Hermanto menjelaskan Haerul Saleh merupakan Ketua Akuntan Keuangan Negara IV.
Hermanto juga mengakui mengenal Haerul Saleh, yang merupakan Anggota IV BPK. Lalu Hermanto menjelaskan adanya temuan BPK terkait pengelolaan anggaran Food Estate di Kementan. Diketahui, Program Strategis Nasional (PSN) itu dianggarkan dalam pos anggaran Kementerian Pertanian (Kementan).
Hermanto mengatakan temuan soal Food Estate itu tidak banyak tetapi mencakup nilai anggaran yang besar. Menurut Hermanto, BPK menemukan adanya kekurangan dalam kelengkapan dokumen administrasi. Kementan pun diberi kesempatan untuk melengkapinya.
"Ada temuan dari BPK terkait food estate. Yang menjadi concern itu yang food estate. Itu temuan kurang kelengkapan dokumen, administrasinya. Istilah di BPK itu bayar di muka dan itu belum menjadi TGR. Jadi, itu ada kesempatan kita melengkapi dan menyelesaikan pekerjaan," ucap dia.
Jaksa lebih lanjut mendalami alasan Kementan tetap mendapatkan WTP meski adanya temuan soal program food estate itu. "Kalau begitu kejadian apa saksi pernah bertemu dengan Pak Victor Daniel Siahaan, Toranda Saifullah? Apa yang disampaikan mereka kepada Kementan selaku yang diperiksa?" cecar jaksa.
"Pernah disampaikan konsep dari temuan-temuan itu bisa menjadi penyebab tidak bisanya WTP di Kementan," tutur Hermanto.
Jaksa KPK lalu mendalami apakah ada permintaan dari BPK terkait pemberian opini. Hermanto tak membantah adanya permintaan uang dari pihak BPK untuk menyuap sejumlah temuan agar pihaknya mendapat WTP.
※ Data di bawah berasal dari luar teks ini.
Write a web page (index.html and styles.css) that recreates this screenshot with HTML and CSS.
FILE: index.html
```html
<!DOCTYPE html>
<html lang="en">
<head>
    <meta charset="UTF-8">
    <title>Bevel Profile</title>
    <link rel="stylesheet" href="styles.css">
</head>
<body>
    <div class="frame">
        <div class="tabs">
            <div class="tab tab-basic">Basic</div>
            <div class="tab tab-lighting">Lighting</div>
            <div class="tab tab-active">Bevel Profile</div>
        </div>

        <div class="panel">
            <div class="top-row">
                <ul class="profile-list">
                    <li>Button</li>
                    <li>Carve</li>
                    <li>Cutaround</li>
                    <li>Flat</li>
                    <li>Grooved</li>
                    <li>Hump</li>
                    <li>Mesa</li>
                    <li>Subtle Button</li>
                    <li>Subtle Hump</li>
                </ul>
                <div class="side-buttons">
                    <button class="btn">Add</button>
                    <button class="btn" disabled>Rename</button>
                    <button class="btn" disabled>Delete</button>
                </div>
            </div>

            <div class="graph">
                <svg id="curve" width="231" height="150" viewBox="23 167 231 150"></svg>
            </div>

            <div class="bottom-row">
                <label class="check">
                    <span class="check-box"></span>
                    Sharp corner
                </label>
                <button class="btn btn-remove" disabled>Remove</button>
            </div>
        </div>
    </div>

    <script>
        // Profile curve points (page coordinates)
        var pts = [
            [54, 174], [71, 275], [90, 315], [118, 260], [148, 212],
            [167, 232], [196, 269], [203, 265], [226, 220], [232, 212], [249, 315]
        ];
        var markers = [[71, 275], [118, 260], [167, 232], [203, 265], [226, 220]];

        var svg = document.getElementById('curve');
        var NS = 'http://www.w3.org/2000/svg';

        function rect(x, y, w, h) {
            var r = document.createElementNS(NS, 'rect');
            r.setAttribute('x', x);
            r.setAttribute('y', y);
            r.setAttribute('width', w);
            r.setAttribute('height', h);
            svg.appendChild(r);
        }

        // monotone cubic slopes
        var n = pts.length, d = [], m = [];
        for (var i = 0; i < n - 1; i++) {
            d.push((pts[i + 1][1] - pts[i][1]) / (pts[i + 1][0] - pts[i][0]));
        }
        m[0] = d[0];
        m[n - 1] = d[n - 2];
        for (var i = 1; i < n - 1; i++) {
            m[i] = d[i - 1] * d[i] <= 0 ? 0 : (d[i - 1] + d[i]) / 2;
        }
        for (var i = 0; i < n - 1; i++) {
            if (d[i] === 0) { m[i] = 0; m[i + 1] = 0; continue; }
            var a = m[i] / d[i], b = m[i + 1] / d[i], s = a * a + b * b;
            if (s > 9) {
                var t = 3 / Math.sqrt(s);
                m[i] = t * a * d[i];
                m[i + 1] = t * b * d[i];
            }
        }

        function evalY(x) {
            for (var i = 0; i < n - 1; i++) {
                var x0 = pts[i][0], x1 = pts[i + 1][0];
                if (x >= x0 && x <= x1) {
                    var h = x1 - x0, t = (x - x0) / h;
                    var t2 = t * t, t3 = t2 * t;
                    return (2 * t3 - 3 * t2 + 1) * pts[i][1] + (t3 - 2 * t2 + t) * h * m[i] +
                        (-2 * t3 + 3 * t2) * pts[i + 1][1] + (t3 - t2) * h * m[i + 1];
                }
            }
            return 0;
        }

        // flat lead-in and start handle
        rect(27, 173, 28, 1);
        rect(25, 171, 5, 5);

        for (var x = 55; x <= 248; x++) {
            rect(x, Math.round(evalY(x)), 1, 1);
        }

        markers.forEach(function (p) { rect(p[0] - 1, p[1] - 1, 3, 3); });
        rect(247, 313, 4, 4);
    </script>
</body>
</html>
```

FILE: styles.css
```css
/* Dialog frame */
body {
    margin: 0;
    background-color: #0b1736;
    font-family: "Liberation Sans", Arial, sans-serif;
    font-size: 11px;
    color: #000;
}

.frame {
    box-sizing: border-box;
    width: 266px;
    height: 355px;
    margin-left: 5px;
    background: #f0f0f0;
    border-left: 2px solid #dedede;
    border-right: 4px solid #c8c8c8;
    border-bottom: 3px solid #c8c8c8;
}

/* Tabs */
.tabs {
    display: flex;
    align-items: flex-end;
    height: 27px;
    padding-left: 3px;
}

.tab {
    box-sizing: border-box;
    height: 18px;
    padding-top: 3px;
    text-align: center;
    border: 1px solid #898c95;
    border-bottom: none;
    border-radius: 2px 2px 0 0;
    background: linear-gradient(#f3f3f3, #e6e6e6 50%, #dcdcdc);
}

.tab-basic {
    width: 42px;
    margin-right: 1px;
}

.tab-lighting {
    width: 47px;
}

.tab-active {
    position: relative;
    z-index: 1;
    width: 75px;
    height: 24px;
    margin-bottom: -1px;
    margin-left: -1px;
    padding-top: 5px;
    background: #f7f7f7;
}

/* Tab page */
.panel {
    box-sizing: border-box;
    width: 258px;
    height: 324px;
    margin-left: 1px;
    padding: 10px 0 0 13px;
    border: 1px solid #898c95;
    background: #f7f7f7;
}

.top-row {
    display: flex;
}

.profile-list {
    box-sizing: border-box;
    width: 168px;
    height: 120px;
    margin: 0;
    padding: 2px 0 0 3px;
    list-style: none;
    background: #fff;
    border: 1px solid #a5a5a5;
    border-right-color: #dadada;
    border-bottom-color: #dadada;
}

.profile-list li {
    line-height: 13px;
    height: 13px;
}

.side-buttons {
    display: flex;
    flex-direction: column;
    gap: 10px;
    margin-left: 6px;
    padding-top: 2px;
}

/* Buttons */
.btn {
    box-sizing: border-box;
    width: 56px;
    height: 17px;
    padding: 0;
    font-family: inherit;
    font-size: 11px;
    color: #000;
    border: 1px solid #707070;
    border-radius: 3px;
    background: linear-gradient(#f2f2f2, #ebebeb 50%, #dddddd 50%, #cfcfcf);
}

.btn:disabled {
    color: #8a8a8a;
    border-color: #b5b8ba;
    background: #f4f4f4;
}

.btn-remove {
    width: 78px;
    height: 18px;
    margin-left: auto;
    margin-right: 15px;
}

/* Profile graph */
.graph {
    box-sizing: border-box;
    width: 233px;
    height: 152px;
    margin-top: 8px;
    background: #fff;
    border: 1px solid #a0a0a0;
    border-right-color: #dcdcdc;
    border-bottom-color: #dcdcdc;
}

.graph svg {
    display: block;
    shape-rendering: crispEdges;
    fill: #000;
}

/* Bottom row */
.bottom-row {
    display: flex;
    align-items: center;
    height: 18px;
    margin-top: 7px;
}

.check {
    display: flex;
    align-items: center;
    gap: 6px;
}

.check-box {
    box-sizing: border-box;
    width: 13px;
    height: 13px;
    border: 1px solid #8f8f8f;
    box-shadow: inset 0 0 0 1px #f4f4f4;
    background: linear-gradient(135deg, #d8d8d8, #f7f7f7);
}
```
"Terkait hal tersebut bagaimana, apakah kemudian ada permintaan atau yang harus dilakukan Kementan agar menjadi WTP?" tanya jaksa.
"Ada, waktu itu disampaikan untuk disampaikan kepada pimpinan untuk nilainya kalau enggak salah diminta Rp 12 miliar untuk Kementan," ungkap Hermanto.
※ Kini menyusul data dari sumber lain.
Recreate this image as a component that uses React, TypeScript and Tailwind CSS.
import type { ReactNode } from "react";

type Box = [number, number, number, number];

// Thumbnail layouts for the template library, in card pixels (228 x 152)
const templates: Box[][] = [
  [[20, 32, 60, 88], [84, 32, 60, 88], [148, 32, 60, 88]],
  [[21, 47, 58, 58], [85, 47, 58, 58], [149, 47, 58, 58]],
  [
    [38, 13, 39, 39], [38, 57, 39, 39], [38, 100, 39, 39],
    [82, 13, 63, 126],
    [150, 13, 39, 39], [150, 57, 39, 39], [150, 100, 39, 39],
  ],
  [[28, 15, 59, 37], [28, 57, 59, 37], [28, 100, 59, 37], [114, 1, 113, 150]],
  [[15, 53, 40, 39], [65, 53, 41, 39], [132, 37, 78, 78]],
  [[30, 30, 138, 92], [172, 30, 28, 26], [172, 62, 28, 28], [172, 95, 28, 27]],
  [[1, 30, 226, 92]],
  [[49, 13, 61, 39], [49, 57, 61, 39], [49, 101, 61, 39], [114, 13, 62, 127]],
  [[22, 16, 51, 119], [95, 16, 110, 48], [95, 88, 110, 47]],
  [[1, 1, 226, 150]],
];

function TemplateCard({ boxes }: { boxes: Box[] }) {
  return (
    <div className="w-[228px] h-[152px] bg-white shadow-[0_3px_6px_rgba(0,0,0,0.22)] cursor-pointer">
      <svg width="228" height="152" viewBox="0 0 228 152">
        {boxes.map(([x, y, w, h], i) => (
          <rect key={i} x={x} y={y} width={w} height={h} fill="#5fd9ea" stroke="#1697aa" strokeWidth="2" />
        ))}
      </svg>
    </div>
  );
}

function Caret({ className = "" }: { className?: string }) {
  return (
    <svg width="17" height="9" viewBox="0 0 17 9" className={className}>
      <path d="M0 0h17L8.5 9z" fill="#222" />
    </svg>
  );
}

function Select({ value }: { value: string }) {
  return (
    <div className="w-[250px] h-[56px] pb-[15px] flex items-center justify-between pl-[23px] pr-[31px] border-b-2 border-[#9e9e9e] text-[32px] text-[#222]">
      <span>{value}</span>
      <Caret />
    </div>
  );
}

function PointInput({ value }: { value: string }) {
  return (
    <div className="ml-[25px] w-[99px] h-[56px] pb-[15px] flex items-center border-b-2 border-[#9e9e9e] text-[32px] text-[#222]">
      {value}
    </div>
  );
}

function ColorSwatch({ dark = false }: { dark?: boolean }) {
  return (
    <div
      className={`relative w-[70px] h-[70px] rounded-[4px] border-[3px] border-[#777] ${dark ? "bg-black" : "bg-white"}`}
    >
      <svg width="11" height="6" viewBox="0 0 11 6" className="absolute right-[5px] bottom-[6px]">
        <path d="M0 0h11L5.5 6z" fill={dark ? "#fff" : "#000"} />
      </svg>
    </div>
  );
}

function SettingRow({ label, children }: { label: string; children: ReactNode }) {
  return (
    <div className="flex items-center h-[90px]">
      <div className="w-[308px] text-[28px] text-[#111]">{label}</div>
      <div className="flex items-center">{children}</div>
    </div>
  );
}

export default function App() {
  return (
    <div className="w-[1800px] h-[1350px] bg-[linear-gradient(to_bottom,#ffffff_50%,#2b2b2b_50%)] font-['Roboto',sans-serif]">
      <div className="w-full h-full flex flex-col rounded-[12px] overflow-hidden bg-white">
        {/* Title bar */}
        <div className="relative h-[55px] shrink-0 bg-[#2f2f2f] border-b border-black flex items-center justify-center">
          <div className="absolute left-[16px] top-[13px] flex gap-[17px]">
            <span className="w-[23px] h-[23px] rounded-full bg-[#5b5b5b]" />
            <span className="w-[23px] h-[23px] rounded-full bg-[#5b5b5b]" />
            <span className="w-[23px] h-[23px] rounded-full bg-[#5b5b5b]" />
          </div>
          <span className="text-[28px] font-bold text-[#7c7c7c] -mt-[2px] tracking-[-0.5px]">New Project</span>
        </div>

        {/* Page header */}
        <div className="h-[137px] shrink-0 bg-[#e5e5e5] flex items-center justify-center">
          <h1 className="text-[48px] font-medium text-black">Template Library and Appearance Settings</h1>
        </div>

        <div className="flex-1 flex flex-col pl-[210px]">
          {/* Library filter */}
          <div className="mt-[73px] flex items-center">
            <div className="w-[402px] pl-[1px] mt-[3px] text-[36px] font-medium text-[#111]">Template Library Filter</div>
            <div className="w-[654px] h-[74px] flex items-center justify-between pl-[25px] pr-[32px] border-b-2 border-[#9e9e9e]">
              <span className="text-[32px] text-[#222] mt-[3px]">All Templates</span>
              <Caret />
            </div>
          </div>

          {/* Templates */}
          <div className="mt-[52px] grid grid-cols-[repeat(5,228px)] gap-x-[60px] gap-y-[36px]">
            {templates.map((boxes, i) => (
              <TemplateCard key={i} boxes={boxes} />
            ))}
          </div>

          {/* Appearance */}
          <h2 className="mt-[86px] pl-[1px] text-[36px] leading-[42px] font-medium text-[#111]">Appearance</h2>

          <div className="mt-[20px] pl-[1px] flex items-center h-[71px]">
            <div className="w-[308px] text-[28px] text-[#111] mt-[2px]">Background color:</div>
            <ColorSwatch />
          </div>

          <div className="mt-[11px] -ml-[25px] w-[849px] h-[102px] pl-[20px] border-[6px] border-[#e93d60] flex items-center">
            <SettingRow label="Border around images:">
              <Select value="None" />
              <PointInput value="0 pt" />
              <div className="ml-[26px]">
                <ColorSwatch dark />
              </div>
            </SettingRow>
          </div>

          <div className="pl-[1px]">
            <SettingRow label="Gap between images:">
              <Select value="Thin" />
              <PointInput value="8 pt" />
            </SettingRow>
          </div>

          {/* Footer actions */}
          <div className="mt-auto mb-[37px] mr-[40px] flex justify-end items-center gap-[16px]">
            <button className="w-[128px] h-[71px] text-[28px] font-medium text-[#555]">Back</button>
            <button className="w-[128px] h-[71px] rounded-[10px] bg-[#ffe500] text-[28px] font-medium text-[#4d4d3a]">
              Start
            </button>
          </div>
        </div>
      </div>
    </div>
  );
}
"Diminta Rp 12 miliar oleh pemeriksa BPK itu?" cecar jaksa.
"Iya, Rp 12 miliar oleh Pak Victor tadi," jawab Hermanto.
Hermanto menjelaskan akhirnya tidak Rp12 miliar yang diberikan, melainkan hanya Rp5 miliar. "Yang saya dengar-dengar," jawab dia.
Hermanto mengaku mendengar hal itu dari Muhammad Hatta setelah uang Rp 5 miliar diserahkan.
"Sudah selesai. Saya enggak tahu proses penyerahannya kapan, dari mana uangnya," ujar Hermanto.
Menurut Hermanto, uang Rp5 miliar itu didapat dari salah satu vendor di Kementan.
Hermanto mengaku tak mengetahui sosok vendor yang memberikan yang kepada Hatta itu. Yang jelas, setelah pemberian uang keluarlah predikat WTP dari BPK.
Hermanto juga menyampaikan pihak BPK terus menagih kekurangan Rp12 miliar yang tadi.